--- SHORT EXERCISE ---
Go through each line of the records below and count those with the word "styles". Give only the count.

* Start GIVEN DATA *

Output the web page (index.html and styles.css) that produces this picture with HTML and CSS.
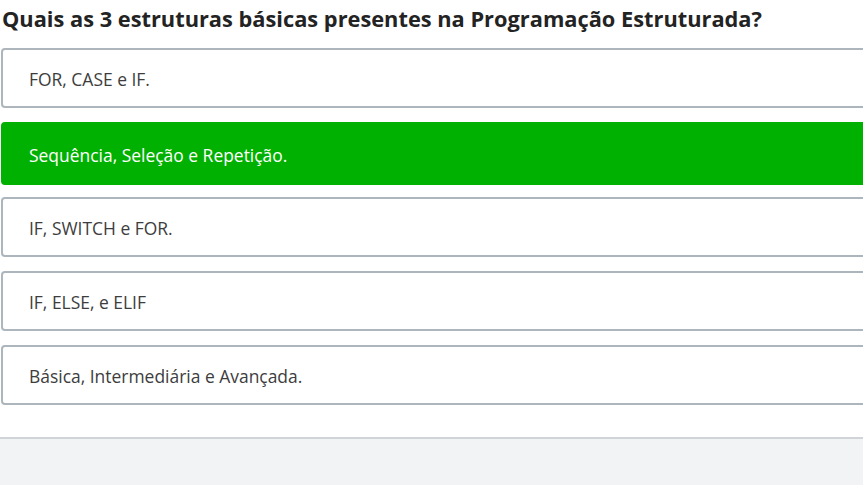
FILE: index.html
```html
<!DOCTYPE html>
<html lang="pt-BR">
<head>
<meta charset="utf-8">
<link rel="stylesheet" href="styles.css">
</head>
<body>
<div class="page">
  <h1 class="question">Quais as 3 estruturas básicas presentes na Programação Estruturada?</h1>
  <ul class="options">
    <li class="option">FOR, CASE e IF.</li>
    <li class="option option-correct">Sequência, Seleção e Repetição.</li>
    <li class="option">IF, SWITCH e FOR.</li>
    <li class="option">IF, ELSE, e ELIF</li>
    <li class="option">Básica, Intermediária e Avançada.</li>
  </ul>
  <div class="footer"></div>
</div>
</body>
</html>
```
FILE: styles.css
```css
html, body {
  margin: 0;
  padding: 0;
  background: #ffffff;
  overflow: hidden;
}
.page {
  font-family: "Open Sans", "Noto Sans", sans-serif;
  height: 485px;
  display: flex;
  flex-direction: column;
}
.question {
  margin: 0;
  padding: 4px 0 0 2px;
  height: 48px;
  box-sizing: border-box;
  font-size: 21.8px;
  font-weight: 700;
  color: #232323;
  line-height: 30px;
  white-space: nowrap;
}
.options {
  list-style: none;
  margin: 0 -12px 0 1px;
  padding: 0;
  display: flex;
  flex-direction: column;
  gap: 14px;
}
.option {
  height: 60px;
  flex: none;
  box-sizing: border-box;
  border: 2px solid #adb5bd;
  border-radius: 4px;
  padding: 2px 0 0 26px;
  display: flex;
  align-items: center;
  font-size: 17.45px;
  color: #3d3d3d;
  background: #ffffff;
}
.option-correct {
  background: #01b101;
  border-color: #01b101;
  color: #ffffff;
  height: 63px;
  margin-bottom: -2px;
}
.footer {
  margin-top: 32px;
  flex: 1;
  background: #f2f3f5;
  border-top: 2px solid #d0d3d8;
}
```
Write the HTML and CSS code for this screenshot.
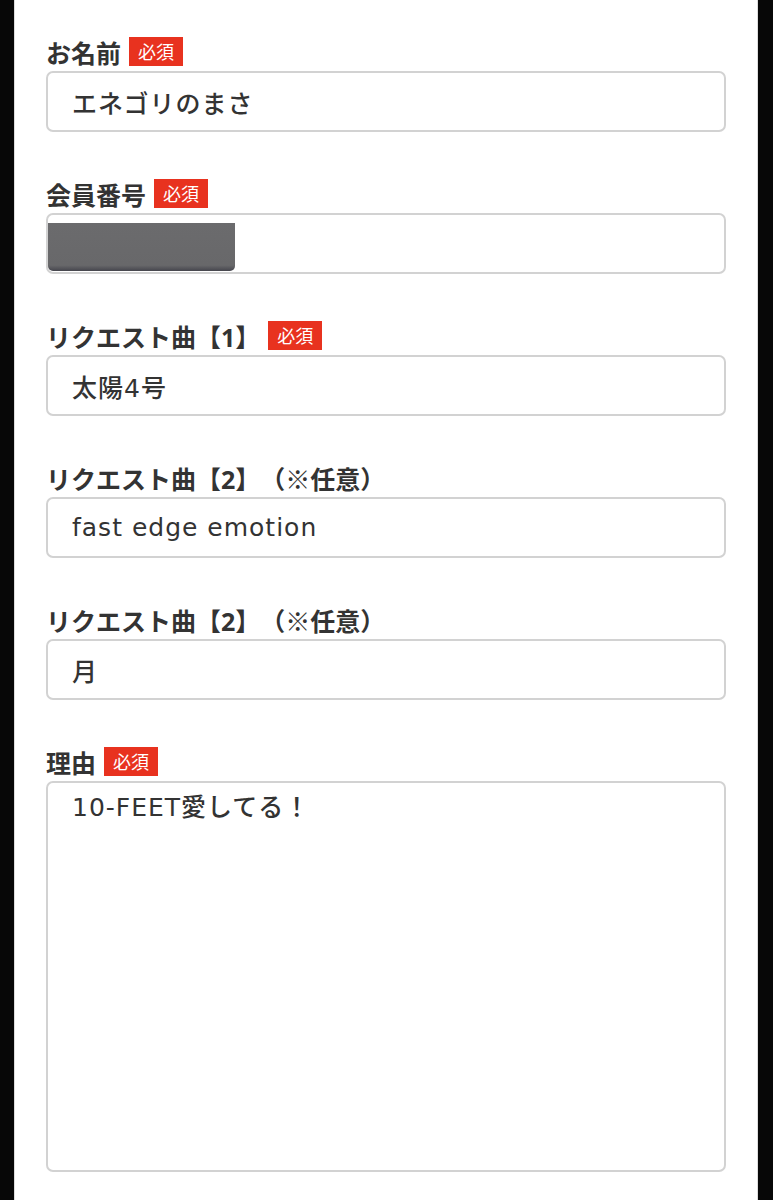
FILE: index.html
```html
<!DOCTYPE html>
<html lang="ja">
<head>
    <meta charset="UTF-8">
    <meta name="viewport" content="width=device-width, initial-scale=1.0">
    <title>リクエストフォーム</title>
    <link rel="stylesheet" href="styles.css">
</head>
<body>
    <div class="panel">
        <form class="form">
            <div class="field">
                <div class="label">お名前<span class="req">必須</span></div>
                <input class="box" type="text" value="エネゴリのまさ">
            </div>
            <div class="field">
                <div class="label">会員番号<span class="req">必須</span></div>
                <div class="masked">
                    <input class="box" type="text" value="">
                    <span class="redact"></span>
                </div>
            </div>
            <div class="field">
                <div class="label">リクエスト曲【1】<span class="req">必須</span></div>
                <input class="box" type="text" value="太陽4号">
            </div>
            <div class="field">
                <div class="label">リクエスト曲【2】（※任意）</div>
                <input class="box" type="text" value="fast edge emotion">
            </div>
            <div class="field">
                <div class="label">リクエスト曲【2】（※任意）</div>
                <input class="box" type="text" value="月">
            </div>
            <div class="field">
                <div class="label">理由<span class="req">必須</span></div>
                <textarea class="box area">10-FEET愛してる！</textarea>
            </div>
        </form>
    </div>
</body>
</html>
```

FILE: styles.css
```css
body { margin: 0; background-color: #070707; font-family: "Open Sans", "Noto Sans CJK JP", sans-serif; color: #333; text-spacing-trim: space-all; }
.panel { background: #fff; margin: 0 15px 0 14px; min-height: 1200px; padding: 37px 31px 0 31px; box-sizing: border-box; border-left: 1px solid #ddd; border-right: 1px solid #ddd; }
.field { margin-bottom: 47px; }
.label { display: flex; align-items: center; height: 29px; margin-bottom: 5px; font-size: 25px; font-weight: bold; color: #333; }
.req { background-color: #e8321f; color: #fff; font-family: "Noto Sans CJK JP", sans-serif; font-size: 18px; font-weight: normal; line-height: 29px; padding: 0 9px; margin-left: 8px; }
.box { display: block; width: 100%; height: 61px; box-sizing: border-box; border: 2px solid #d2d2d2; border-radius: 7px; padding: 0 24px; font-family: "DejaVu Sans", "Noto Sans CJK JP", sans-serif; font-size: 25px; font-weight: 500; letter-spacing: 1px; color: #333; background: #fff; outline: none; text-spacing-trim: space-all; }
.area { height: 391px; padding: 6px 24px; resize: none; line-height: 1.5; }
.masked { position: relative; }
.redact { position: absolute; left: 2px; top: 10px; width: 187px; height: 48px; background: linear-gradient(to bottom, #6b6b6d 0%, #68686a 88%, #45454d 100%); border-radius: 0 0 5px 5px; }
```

* End GIVEN DATA *

--- EXERCISE OUTPUT ---
5